» Work to complete: Pull out from the material below all lines with "React".

» Information supplied:
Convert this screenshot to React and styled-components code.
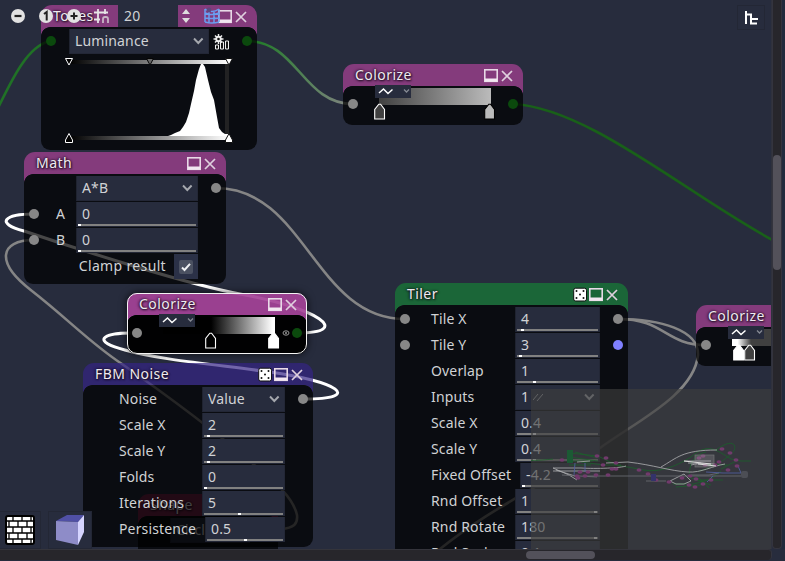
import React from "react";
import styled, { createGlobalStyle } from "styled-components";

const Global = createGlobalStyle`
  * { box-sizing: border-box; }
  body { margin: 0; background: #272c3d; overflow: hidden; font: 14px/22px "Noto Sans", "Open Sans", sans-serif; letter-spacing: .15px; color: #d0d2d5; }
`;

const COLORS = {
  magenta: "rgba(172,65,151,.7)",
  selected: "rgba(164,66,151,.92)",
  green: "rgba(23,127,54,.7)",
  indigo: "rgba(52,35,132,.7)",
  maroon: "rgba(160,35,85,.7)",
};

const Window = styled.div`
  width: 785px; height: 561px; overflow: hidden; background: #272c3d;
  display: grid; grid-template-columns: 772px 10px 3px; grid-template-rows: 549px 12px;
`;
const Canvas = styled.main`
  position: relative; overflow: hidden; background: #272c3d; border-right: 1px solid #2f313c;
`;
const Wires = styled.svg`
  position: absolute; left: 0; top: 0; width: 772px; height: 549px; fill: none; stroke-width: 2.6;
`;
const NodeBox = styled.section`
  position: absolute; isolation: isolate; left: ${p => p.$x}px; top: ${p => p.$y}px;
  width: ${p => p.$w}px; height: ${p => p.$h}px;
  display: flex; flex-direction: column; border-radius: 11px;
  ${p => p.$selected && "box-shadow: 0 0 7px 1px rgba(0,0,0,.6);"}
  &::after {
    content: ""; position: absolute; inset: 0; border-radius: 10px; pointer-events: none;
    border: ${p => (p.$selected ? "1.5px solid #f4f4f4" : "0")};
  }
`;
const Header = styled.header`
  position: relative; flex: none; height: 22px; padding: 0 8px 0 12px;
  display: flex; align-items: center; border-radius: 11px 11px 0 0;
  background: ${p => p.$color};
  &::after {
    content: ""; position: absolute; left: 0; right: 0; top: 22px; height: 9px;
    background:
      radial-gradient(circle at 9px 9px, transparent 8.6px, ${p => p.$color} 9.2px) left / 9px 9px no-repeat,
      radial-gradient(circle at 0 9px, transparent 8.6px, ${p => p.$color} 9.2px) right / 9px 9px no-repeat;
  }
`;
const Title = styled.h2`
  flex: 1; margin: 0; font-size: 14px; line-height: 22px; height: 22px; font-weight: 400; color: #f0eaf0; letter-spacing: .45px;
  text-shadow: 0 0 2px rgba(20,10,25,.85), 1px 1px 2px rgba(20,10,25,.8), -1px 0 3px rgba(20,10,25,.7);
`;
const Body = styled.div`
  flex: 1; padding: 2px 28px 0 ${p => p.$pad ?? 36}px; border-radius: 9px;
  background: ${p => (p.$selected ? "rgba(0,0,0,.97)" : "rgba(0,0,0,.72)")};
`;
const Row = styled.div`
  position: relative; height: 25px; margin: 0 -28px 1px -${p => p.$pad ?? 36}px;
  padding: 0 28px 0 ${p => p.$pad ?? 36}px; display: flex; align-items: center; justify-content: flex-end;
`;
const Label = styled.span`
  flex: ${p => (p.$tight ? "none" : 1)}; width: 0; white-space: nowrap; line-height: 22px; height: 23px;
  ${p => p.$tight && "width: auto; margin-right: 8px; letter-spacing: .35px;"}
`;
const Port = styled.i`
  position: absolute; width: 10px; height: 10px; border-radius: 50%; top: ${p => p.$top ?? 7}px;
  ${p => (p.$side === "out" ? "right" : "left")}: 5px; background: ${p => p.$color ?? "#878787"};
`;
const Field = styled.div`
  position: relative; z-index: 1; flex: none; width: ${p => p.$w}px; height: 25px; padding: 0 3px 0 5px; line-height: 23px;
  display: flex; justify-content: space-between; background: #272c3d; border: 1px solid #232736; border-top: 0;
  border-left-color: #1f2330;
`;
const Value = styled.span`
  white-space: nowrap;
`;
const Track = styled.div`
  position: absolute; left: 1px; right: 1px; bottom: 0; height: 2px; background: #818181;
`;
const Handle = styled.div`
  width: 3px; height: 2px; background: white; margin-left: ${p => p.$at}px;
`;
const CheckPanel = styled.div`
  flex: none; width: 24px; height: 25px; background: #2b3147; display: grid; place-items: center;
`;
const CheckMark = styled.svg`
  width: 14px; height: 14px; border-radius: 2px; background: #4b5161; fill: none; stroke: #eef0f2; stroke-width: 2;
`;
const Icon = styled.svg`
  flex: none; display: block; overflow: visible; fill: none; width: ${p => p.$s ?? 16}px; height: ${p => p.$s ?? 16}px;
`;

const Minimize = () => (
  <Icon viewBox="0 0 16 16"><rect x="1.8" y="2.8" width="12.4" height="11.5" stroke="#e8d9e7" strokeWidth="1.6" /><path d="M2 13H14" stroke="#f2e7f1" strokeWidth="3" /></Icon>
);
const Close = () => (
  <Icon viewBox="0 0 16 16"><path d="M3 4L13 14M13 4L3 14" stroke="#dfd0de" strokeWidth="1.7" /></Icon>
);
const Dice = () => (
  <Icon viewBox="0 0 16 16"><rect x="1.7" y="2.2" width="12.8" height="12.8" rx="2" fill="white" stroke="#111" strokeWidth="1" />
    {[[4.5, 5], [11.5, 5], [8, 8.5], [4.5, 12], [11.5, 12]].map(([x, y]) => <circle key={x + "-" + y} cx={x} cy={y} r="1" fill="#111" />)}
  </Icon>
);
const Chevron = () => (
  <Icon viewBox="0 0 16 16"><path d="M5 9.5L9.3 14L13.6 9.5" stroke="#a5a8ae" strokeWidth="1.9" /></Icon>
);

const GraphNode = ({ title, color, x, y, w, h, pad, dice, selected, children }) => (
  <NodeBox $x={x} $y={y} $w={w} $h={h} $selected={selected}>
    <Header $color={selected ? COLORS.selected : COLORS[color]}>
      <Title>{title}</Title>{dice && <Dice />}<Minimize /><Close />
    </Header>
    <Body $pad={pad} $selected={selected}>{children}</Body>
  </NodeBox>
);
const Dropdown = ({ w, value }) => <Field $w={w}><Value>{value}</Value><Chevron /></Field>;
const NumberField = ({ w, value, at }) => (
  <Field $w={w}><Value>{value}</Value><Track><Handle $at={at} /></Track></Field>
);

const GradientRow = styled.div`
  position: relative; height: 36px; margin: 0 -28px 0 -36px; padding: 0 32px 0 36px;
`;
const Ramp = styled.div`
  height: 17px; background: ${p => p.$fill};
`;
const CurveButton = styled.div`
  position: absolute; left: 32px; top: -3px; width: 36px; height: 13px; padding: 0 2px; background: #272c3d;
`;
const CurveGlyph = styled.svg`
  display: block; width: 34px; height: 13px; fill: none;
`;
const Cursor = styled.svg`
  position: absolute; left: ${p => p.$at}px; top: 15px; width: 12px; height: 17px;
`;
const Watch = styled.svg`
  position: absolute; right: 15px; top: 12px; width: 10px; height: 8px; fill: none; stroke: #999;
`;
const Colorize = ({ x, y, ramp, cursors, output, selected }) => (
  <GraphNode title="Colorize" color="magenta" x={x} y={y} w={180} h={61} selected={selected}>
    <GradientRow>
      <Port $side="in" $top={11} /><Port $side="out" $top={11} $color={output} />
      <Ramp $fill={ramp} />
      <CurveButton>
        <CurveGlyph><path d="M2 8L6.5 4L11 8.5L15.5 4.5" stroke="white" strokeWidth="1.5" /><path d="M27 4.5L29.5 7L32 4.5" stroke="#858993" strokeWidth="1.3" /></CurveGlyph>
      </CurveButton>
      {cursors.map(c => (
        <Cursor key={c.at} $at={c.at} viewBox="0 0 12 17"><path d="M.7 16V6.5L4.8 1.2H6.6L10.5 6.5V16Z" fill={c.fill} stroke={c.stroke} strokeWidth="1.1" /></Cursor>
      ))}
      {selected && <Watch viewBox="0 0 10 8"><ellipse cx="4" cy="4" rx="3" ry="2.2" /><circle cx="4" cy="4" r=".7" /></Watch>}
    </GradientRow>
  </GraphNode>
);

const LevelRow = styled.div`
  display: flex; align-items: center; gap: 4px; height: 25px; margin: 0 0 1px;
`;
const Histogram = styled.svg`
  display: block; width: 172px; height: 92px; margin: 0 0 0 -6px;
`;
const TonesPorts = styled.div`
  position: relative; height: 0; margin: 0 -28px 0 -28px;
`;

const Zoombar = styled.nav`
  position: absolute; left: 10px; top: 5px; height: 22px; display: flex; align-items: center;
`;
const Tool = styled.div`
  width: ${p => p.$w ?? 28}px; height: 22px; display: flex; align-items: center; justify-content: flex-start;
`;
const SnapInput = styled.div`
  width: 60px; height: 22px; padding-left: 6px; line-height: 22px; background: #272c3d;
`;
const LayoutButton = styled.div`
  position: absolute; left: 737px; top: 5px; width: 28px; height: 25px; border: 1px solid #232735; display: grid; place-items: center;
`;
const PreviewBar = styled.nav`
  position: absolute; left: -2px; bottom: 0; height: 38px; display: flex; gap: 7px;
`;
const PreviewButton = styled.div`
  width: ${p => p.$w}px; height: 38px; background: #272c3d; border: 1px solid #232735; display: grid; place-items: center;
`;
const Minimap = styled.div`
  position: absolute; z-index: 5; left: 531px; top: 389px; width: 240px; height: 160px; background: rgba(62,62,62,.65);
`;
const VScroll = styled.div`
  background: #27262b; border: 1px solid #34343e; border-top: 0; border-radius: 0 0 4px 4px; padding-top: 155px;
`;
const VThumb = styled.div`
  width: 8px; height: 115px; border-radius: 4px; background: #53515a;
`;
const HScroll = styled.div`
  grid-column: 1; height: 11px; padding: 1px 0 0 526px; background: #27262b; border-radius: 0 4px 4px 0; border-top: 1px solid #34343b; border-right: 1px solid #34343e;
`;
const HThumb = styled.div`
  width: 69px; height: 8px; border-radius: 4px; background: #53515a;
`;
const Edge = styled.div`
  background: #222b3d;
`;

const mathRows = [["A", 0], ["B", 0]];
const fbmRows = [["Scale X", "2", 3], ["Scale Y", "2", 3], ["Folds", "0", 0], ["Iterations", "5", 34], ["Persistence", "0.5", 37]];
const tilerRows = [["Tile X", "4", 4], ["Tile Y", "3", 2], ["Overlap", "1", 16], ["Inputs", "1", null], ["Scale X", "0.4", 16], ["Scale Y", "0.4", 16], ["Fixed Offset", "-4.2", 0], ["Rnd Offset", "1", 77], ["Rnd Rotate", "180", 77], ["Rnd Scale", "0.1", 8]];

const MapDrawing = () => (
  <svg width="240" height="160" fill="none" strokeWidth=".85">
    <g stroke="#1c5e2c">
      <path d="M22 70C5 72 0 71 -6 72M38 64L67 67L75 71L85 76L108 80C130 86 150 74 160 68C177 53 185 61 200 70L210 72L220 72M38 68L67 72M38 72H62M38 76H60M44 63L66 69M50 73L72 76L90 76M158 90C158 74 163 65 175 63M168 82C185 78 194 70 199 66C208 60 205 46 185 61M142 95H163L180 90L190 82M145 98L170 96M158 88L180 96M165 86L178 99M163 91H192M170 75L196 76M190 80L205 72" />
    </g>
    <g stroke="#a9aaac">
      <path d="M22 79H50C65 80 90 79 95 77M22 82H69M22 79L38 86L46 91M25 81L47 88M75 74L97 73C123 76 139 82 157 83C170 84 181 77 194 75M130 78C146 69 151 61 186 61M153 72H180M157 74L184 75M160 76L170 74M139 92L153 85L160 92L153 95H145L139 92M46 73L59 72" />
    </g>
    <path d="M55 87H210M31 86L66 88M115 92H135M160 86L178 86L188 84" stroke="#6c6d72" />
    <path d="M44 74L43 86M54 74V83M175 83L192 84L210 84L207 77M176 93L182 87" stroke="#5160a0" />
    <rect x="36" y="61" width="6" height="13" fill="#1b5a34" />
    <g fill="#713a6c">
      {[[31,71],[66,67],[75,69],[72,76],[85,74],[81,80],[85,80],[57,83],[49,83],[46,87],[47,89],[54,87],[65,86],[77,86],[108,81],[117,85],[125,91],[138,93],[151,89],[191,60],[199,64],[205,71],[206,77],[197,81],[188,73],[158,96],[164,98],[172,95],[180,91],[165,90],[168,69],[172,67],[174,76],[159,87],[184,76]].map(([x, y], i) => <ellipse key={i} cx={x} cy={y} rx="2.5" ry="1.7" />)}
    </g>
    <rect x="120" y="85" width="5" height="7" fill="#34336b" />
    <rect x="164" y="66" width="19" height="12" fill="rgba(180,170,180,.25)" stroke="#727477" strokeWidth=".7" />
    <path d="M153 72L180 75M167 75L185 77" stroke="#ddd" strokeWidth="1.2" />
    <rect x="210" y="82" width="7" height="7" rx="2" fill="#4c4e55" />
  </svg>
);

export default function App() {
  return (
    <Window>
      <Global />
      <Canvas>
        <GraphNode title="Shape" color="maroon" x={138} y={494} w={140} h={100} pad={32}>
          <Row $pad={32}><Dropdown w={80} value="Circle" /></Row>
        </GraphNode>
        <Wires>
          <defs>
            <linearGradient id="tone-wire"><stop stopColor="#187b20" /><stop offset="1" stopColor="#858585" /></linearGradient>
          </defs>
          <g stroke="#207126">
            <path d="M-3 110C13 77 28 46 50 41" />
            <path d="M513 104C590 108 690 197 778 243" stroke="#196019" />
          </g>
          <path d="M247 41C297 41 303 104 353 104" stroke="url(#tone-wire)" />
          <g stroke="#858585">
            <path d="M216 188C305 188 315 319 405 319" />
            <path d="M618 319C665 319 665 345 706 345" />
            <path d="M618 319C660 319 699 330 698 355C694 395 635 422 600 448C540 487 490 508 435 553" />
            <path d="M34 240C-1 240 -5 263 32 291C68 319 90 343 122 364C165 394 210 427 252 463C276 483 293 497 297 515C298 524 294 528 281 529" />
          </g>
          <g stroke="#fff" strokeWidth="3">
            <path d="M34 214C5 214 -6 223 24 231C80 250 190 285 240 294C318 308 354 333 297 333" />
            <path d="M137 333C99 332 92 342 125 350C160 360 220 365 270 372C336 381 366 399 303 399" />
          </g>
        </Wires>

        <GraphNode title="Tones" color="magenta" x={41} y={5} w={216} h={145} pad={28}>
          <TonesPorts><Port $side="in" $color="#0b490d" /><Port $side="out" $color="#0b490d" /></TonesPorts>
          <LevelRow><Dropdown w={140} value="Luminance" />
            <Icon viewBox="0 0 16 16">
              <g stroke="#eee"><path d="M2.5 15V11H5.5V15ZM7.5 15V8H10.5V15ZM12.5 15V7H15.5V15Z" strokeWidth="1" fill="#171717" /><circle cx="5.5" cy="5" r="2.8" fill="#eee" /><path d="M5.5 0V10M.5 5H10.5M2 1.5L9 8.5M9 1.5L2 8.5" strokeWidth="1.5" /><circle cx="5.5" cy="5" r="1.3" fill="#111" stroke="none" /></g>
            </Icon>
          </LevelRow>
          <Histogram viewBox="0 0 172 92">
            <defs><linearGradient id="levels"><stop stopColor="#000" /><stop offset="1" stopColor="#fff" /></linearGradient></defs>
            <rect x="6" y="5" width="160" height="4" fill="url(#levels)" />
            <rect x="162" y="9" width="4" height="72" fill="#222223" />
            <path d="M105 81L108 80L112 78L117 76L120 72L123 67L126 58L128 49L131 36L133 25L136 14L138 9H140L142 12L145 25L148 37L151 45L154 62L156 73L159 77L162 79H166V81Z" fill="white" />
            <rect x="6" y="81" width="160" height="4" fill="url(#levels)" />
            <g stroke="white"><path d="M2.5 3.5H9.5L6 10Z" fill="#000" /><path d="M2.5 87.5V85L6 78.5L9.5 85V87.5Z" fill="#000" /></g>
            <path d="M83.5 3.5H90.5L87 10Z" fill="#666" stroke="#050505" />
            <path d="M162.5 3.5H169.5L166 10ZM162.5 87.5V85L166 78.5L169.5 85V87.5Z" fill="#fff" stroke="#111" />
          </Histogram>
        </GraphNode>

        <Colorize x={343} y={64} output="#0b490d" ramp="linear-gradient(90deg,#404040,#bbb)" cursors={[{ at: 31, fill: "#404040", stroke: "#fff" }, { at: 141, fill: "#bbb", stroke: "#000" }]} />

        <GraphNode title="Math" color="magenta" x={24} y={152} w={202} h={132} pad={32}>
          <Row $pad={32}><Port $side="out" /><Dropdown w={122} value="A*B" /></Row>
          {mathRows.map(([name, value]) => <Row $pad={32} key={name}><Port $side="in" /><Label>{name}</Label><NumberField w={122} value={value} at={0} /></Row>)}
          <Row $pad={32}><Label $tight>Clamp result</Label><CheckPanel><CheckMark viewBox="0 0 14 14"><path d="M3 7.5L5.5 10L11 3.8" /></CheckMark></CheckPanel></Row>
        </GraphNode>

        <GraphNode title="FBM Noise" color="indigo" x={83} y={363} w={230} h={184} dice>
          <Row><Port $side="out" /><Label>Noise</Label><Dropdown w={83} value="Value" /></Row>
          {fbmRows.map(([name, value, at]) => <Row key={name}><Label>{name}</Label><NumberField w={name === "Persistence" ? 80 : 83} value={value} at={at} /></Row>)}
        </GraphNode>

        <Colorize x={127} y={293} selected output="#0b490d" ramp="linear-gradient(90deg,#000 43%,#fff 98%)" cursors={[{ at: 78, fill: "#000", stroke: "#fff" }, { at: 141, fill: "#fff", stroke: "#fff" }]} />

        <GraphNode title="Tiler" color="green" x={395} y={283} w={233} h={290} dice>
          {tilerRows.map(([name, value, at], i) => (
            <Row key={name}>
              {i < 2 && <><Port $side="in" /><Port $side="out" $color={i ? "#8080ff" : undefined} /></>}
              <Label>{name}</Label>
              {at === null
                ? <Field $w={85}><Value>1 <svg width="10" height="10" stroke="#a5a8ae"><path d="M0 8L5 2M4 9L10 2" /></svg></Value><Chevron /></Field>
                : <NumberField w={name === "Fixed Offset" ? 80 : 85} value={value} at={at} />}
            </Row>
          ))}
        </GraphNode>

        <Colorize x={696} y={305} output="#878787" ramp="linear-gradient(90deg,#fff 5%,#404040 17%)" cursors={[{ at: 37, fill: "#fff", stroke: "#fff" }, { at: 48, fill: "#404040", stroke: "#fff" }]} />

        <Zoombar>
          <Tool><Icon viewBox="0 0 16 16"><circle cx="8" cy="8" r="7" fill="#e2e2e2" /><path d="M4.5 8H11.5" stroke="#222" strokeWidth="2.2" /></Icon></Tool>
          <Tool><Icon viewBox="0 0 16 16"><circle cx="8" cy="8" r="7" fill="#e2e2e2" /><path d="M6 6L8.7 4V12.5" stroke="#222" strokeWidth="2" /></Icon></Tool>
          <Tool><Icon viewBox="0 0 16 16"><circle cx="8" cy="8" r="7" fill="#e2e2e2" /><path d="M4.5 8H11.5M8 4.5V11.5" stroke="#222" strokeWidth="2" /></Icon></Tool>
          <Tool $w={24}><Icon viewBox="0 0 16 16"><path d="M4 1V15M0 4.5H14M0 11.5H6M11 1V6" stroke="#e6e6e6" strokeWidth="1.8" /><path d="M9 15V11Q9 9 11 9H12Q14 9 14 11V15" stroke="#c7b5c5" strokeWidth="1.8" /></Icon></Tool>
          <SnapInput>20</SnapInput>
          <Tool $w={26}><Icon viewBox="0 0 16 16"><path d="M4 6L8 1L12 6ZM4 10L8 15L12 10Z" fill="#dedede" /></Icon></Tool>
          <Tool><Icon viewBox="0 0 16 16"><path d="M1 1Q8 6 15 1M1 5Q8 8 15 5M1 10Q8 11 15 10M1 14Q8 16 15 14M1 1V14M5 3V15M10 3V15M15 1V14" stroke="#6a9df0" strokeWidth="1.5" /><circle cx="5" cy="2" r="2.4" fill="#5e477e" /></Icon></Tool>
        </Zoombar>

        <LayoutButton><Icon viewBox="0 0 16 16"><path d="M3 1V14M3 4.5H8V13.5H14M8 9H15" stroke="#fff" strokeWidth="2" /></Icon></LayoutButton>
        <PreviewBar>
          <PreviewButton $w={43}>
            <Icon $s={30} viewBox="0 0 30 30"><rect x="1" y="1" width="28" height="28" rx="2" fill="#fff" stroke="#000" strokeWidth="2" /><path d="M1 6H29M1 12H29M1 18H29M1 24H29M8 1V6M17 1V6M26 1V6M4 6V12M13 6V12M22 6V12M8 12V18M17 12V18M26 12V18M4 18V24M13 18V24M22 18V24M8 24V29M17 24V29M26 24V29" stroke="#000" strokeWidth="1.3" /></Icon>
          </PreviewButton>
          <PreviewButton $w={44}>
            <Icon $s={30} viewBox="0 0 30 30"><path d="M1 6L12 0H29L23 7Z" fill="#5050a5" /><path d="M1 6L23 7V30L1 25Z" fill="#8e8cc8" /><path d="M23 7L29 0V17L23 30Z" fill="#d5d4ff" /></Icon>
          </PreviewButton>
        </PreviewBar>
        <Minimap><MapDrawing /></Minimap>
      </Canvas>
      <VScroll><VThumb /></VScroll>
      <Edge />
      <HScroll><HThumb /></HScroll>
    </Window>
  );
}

» Answer for the task:
Convert this screenshot to React and styled-components code.
import React from "react";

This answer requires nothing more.